A Greil Marcus review went harder, questioning Adler’s status as one of “New York’s most powerful women,” although, since that quote was left unattributed, perhaps he meant New York’s most powerful straw women. “Writing this bad is immune to criticism,” snipped Marcus, while criticizing anyway. He was right. Almost every reader I know is reading Pitch Dark this week, or Speedboat; almost no reviewer has a bad word to say. Adler’s talent has survived the plague of her reputation.
I want one day to say the same about Azealia Banks, although I know, or guess, it’s hard to be such a lil woman with so big a mouth; to be both lyrically brilliant and inchoately, helplessly mad; to break rules and be the worst sport and still want, maybe even deserve, to win. ‘Sides, look long enough at the “old saggy white n****s“ who wrote those rules, and who wouldn’t snap?
“There may not ever have been as gifted and as lauded a writer who has so bit the hand responsible for feeding the careers of the gifted and lauded,” wrote Wolff of Adler.
Substitute “rapper” for writer, and that’s truest of Banks.
Recently, said rapper told Hypetrak she no longer wants to be a rapper at all, calling it “tacky” and “unladylike” in, perhaps, the same tone Adler once used to call book reviewing “dishonourable” (which is too bad, because as any VIDA count will tell you, book reviewing needs female voices as badly as rap does). Adler felt worse about reviewing films: “It became almost impossible, on anything like a frequent basis, to write seriously, with proportion and fidelity, on all this junk.” Banks trashes fashion: “It’s so fickle. If you place your faith in the fashion world, you will get let down.”

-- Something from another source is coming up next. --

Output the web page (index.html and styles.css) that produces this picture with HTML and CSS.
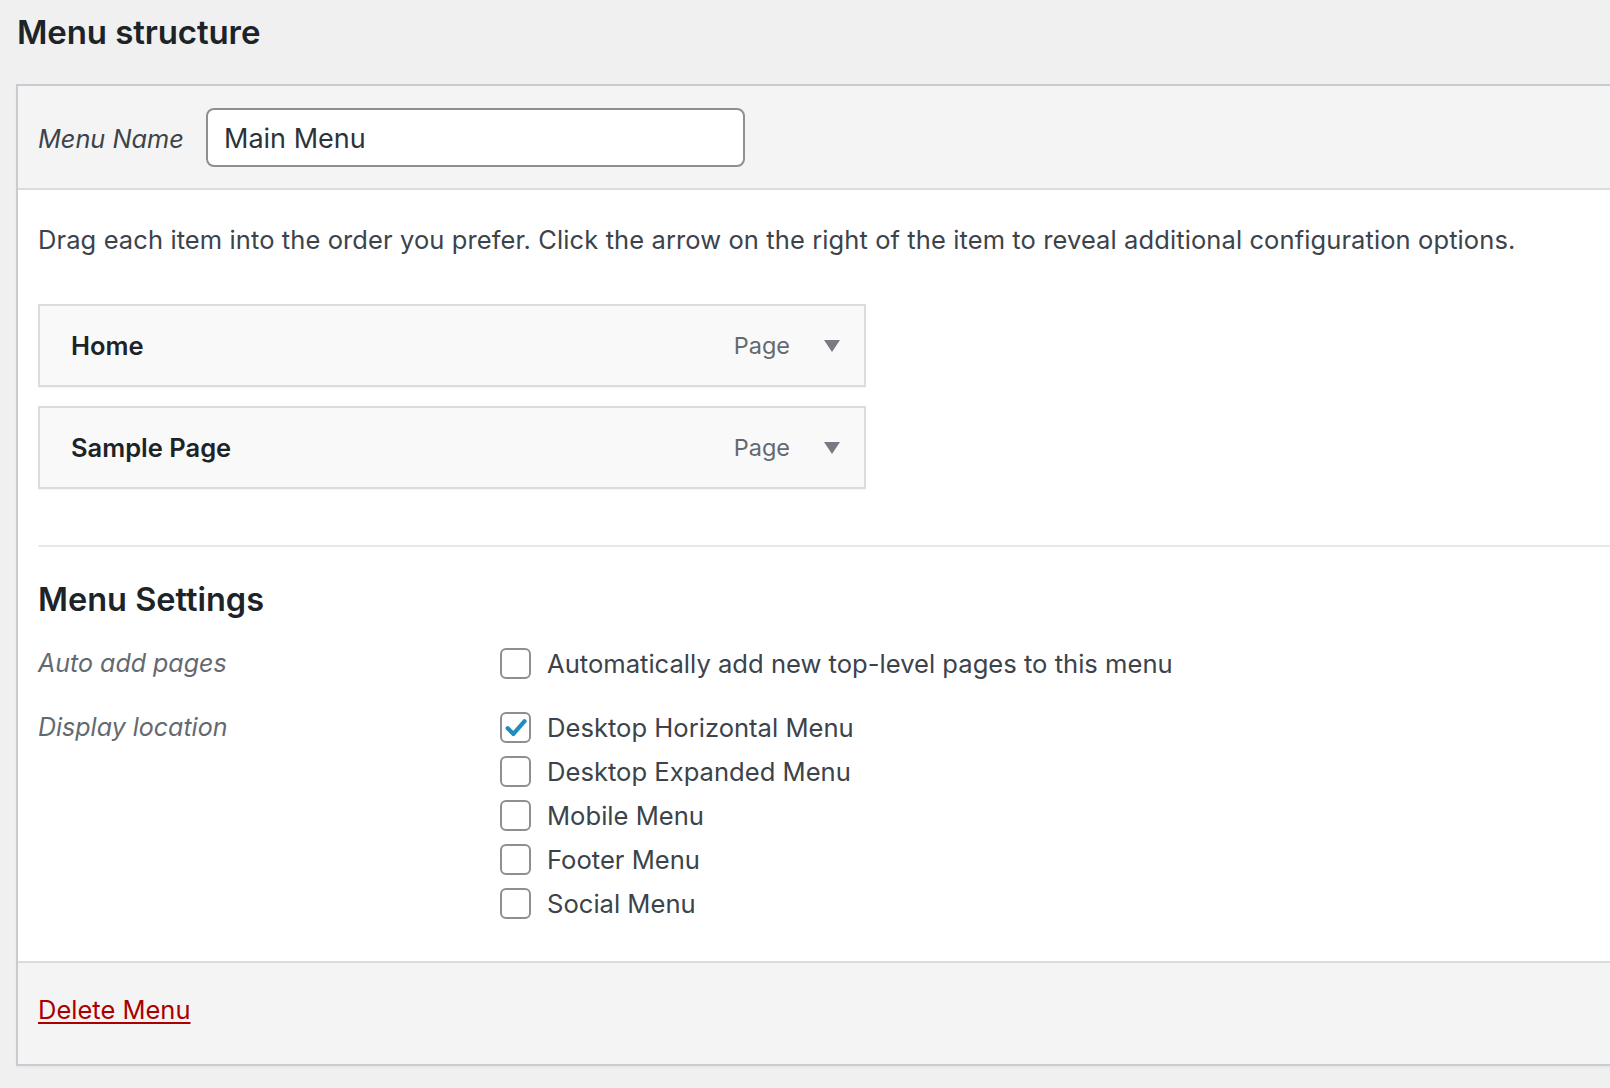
FILE: index.html
```html
<!DOCTYPE html>
<html lang="en">
<head>
<meta charset="utf-8">
<title>Menu structure</title>
<link rel="stylesheet" href="styles.css">
</head>
<body>
<div class="page">
  <h2 class="page-title">Menu structure</h2>
  <div class="panel">
    <div class="panel-header">
      <label class="name-label" for="menu-name">Menu Name</label>
      <input class="name-input" id="menu-name" type="text" value="Main Menu">
    </div>
    <div class="panel-body">
      <p class="drag-hint">Drag each item into the order you prefer. Click the arrow on the right of the item to reveal additional configuration options.</p>
      <ul class="menu-items">
        <li class="menu-item">
          <span class="item-title">Home</span>
          <span class="item-type">Page</span>
          <span class="item-arrow"></span>
        </li>
        <li class="menu-item">
          <span class="item-title">Sample Page</span>
          <span class="item-type">Page</span>
          <span class="item-arrow"></span>
        </li>
      </ul>
      <div class="settings">
        <h3 class="settings-title">Menu Settings</h3>
        <div class="settings-row auto-row">
          <div class="row-label">Auto add pages</div>
          <div class="row-options">
            <label class="option"><span class="box"></span><span>Automatically add new top-level pages to this menu</span></label>
          </div>
        </div>
        <div class="settings-row">
          <div class="row-label">Display location</div>
          <div class="row-options">
            <label class="option"><span class="box checked"><svg viewBox="0 0 20 20" width="26" height="26"><path d="M3.6 10.2 L8 14.6 L16.6 4.8" fill="none" stroke="#1e8cbe" stroke-width="3.2" stroke-linecap="round" stroke-linejoin="round"/></svg></span><span>Desktop Horizontal Menu</span></label>
            <label class="option"><span class="box"></span><span>Desktop Expanded Menu</span></label>
            <label class="option"><span class="box"></span><span>Mobile Menu</span></label>
            <label class="option"><span class="box"></span><span>Footer Menu</span></label>
            <label class="option"><span class="box"></span><span>Social Menu</span></label>
          </div>
        </div>
      </div>
    </div>
    <div class="panel-footer">
      <a class="delete-link" href="#">Delete Menu</a>
    </div>
  </div>
</div>
</body>
</html>
```
FILE: styles.css
```css
html, body {
  margin: 0;
  padding: 0;
}
body {
  background: #f0f0f1;
  font-family: Inter, "Noto Sans", sans-serif;
  color: #3c434a;
  overflow: hidden;
  width: 1610px;
  height: 1088px;
}
.page {
  padding-left: 16px;
}
.page-title {
  margin: 0;
  padding: 9px 0 0 1px;
  height: 84px;
  box-sizing: border-box;
  font-size: 33px;
  line-height: 46px;
  font-weight: 600;
  color: #1d2327;
  letter-spacing: -0.1px;
}
.panel {
  width: 1640px;
  border: 2px solid #c8ccd0;
  box-shadow: 0 2px 2px rgba(0,0,0,0.04);
  background: #fff;
}
.panel-header {
  height: 102px;
  background: #f4f4f4;
  border-bottom: 2px solid #dcdcde;
  display: flex;
  align-items: center;
  padding-left: 20px;
}
.name-label {
  font-style: italic;
  font-size: 25.3px;
  color: #3c434a;
  width: 168px;
  padding-top: 2px;
}
.name-input {
  width: 539px;
  height: 59px;
  box-sizing: border-box;
  border: 2px solid #8c8f94;
  border-radius: 8px;
  padding: 3px 16px 0 16px;
  font-family: Inter, "Noto Sans", sans-serif;
  font-size: 27px;
  color: #2c3338;
  background: #fff;
  outline: none;
}
.panel-body {
  padding: 0 0 0 20px;
  height: 771px;
  box-sizing: border-box;
}
.drag-hint {
  margin: 0;
  padding-top: 32px;
  font-size: 25.5px;
  letter-spacing: 0.1px;
  line-height: 36px;
  color: #3c434a;
}
.menu-items {
  list-style: none;
  margin: 46px 0 0 0;
  padding: 0;
  width: 828px;
}
.menu-item {
  height: 83px;
  box-sizing: border-box;
  border: 2px solid #dcdcde;
  background: #f9f9f9;
  box-shadow: 0 1px 1px rgba(0,0,0,0.04);
  display: flex;
  align-items: center;
  padding: 0 24px 0 31px;
  margin-bottom: 19px;
}
.item-title {
  flex: 1;
  font-size: 25.5px;
  font-weight: 600;
  color: #1d2327;
}
.item-type {
  font-size: 23.5px;
  color: #646970;
  margin-right: 34px;
}
.item-arrow {
  width: 0;
  height: 0;
  border-left: 8px solid transparent;
  border-right: 8px solid transparent;
  border-top: 12px solid #787c82;
}
.settings {
  margin-top: 56px;
  border-top: 2px solid #e8e8e8;
}
.settings-title {
  margin: 0;
  padding-top: 33px;
  font-size: 32.5px;
  line-height: 40px;
  font-weight: 600;
  color: #1d2327;
}
.settings-row {
  display: flex;
  align-items: flex-start;
}
.auto-row {
  margin-top: 28px;
  margin-bottom: 33px;
}
.row-label {
  width: 462px;
  font-style: italic;
  font-size: 25px;
  line-height: 31px;
  color: #646970;
}
.row-options {
  display: flex;
  flex-direction: column;
  gap: 13px;
}
.option {
  display: flex;
  align-items: center;
  gap: 16px;
  font-size: 25.6px;
  line-height: 31px;
  color: #3c434a;
}
.box {
  width: 31px;
  height: 31px;
  box-sizing: border-box;
  border: 2px solid #8c8f94;
  border-radius: 6px;
  background: #fff;
  display: flex;
  align-items: center;
  justify-content: center;
  flex: none;
}
.panel-footer {
  height: 103px;
  box-sizing: border-box;
  background: #f4f4f4;
  border-top: 2px solid #dcdcde;
  display: flex;
  align-items: center;
  padding: 0 0 8px 20px;
}
.delete-link {
  font-size: 25.5px;
  color: #a00;
  text-decoration: underline;
  text-underline-offset: 3px;
  text-decoration-thickness: 2px;
}
```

All worlds move faster now than they did in the early ‘70s. Banks will have to get back up in less than six years, or fifteen, or not at all. But if she needs any encouragement, she could remember the opening lines of a 1979 New Yorker review, with much shade-throwing, of two Fassbinder films: “Whether it is long or short, rare or frequent, and whether or not most of his efforts are lamentable,” wrote Renata Adler, “an artist is always as good as his best work.”